╭──

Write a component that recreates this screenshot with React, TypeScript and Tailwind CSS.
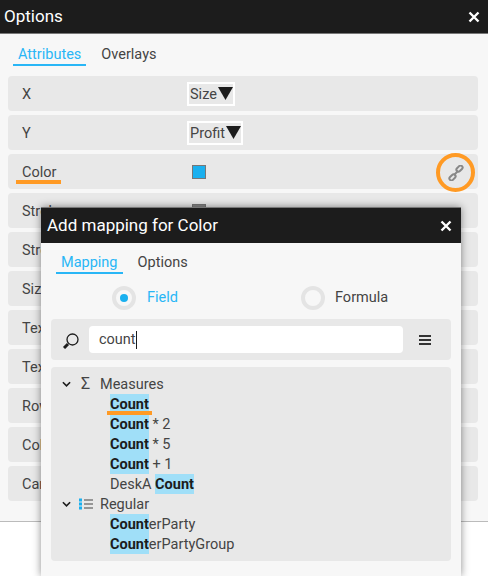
import React from "react";

const font = "font-['Roboto','Noto_Sans',sans-serif]";

function Hl({ children }: { children: React.ReactNode }) {
  return <span className="inline-block h-[20px] bg-[#a0dff8] font-bold text-[#1c1c1c]">{children}</span>;
}

function X({ className }: { className: string }) {
  return (
    <svg viewBox="0 0 12 12" className={className} fill="none" stroke="white" strokeWidth="2.4">
      <path d="M1.5 1.5 L10.5 10.5 M10.5 1.5 L1.5 10.5" />
    </svg>
  );
}

function Row({ label, children }: { label: string; children?: React.ReactNode }) {
  return (
    <div className="flex h-[35px] items-center rounded bg-[#e8e8e8] pl-[14px]">
      <span className="w-[165px] pt-[2px] text-[14.5px] text-[#444]">{label}</span>
      {children}
    </div>
  );
}

function Drop({ text }: { text: string }) {
  return (
    <span className="flex h-[24px] items-center border-[2px] border-white bg-[#e8e8e8] pl-[1px] text-[14.5px] text-[#444]">
      <span className="pt-[2px]">{text}</span>
      <svg viewBox="0 0 15 13" className="ml-px h-[13px] w-[15px]">
        <path d="M0 0 H15 L7.5 13 Z" fill="#1c1c1c" />
      </svg>
    </span>
  );
}

function Sw({ c }: { c: string }) {
  return <span className="ml-[5px] block h-[14px] w-[14px] border border-[#777]" style={{ background: c }} />;
}

function Node({ children }: { children: React.ReactNode }) {
  return <div className="h-[20px] pl-[59px] text-[14.5px] leading-[22px] text-[#444]">{children}</div>;
}

export default function App() {
  return (
    <div className={`relative h-[576px] w-[488px] overflow-hidden bg-white ${font}`}>
      <div className="h-[522px] border-b border-[#bbb] bg-[#f7f7f7]">
        <div className="flex h-[34px] items-center justify-between border-b border-[#777] bg-[#1c1c1c] pl-[4px] pr-[8px]">
          <span className="text-[17px] text-white">Options</span>
          <X className="h-[12px] w-[12px]" />
        </div>
        <div className="flex gap-[15px] pl-[13px] pt-[10px] text-[14.5px] leading-[22px]">
          <span className="h-[22px] border-b-2 border-[#29b6f6] px-[5px] text-[#29b6f6]">Attributes</span>
          <span className="text-[#444]">Overlays</span>
        </div>
        <div className="mx-[8px] mt-[10px] flex w-[470px] flex-col gap-[4px]">
          <Row label="X"><Drop text="Size" /></Row>
          <Row label="Y"><Drop text="Profit" /></Row>
          <div className="relative">
            <Row label="Color"><Sw c="#1ab0ef" /></Row>
            <div className="absolute left-[8px] top-[26px] h-[4px] w-[45px] bg-[#ff9a24]" />
            <div className="absolute left-[428px] top-[-1px] flex h-[39px] w-[39px] items-center justify-center rounded-full border-[4px] border-[#ff9a24]">
              <svg viewBox="0 0 16 16" className="h-[16px] w-[16px]" fill="none" stroke="#888" strokeWidth="2">
                <rect x="8" y="1.6" width="7" height="4" rx="2" transform="rotate(-45 11.5 3.6)" />
                <rect x="1" y="10.4" width="7" height="4" rx="2" transform="rotate(-45 4.5 12.4)" />
                <path d="M6 10 L10 6" />
              </svg>
            </div>
          </div>
          <Row label="Stroke"><Sw c="#888" /></Row>
          <Row label="Stroke" />
          <Row label="Size" />
          <Row label="Text" />
          <Row label="Text" />
          <Row label="Row" />
          <Row label="Col" />
          <Row label="Car" />
        </div>
      </div>

      <div className="absolute left-[41px] top-[207px] h-[369px] w-[420px] bg-[#f7f7f7] shadow-[0_0_8px_rgba(0,0,0,0.45)]">
        <div className="flex h-[36px] items-center justify-between border-t border-[#777] bg-[#1c1c1c] pl-[6px] pr-[9px]">
          <span className="text-[17px] text-white">Add mapping for Color</span>
          <X className="h-[12px] w-[12px]" />
        </div>
        <div className="flex gap-[15px] pl-[15px] pt-[9px] text-[14.5px] leading-[22px]">
          <span className="h-[22px] border-b-2 border-[#29b6f6] px-[5px] text-[#29b6f6]">Mapping</span>
          <span className="text-[#444]">Options</span>
        </div>
        <div className="mt-px flex h-[34px] items-center pl-[71px] pt-[11px] text-[14.5px]">
          <span className="flex h-[24px] w-[24px] items-center justify-center rounded-full border-[4px] border-[#e4e4e4]">
            <span className="h-[8px] w-[8px] rounded-full bg-[#1ab0ef]" />
          </span>
          <span className="ml-[11px] w-[154px] text-[#29b6f6]">Field</span>
          <span className="h-[24px] w-[24px] rounded-full border-[4px] border-[#e4e4e4]" />
          <span className="ml-[10px] text-[#444]">Formula</span>
        </div>
        <div className="mx-[10px] mt-[10px] flex h-[41px] items-center rounded bg-[#e8e8e8]">
          <svg viewBox="0 0 17 16" className="ml-[11px] mt-[3px] h-[16px] w-[17px]" fill="none" stroke="#1c1c1c">
            <circle cx="10.5" cy="6.5" r="5.5" strokeWidth="1.3" />
            <path d="M6 11 L2 15" strokeWidth="3" />
          </svg>
          <div className="ml-[10px] flex h-[27px] w-[314px] items-center rounded bg-white pl-[10px] text-[14.5px] text-[#444]">
            count<span className="h-[18px] w-px bg-[#1c1c1c]" />
          </div>
          <span className="ml-[16px] flex w-[12px] flex-col gap-[2px]">
            <span className="h-[2px] bg-[#333]" />
            <span className="h-[2px] bg-[#333]" />
            <span className="h-[2px] bg-[#333]" />
          </span>
        </div>
        <div className="mx-[10px] mt-[7px] h-[194px] rounded bg-[#e8e8e8] pt-[7px]">
          <div className="flex h-[20px] items-center text-[14.5px] text-[#444]">
            <svg viewBox="0 0 10 6" className="ml-[11px] h-[6px] w-[9px]" fill="none" stroke="#1c1c1c" strokeWidth="1.8"><path d="M1 1 L5 5 L9 1" /></svg>
            <span className="ml-[10px] w-[19px] text-[16px] leading-[20px]">Σ</span>
            <span className="pt-[2px]">Measures</span>
          </div>
          <div className="relative">
            <Node><Hl>Count</Hl></Node>
            <div className="absolute left-[56px] top-[17px] h-[4px] w-[45px] bg-[#ff9a24]" />
          </div>
          <Node><Hl>Count</Hl> * 2</Node>
          <Node><Hl>Count</Hl> * 5</Node>
          <Node><Hl>Count</Hl> + 1</Node>
          <Node>DeskA <Hl>Count</Hl></Node>
          <div className="flex h-[20px] items-center text-[14.5px] text-[#444]">
            <svg viewBox="0 0 10 6" className="ml-[11px] h-[6px] w-[9px]" fill="none" stroke="#1c1c1c" strokeWidth="1.8"><path d="M1 1 L5 5 L9 1" /></svg>
            <svg viewBox="0 0 14 12" className="ml-[8px] h-[12px] w-[14px]">
              <rect x="0" y="0.5" width="3" height="3" fill="#1ab0ef" />
              <rect x="0" y="4.5" width="3" height="3" fill="#1ab0ef" />
              <rect x="0" y="8.5" width="3" height="3" fill="#1ab0ef" />
              <path d="M5 2 H14 M5 6 H14 M5 10 H14" stroke="#444" strokeWidth="1" />
            </svg>
            <span className="ml-[7px] pt-[2px]">Regular</span>
          </div>
          <Node><Hl>Count</Hl><span>erParty</span></Node>
          <Node><Hl>Count</Hl><span>erPartyGroup</span></Node>
        </div>
      </div>
    </div>
  );
}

╰──

YOUR TASK ▸ Where does the word "React" appear? Return each line that holds it.

RESULT OF THE TASK ▸
Write a component that recreates this screenshot with React, TypeScript and Tailwind CSS.
import React from "react";
function Hl({ children }: { children: React.ReactNode }) {
function Row({ label, children }: { label: string; children?: React.ReactNode }) {
function Node({ children }: { children: React.ReactNode }) {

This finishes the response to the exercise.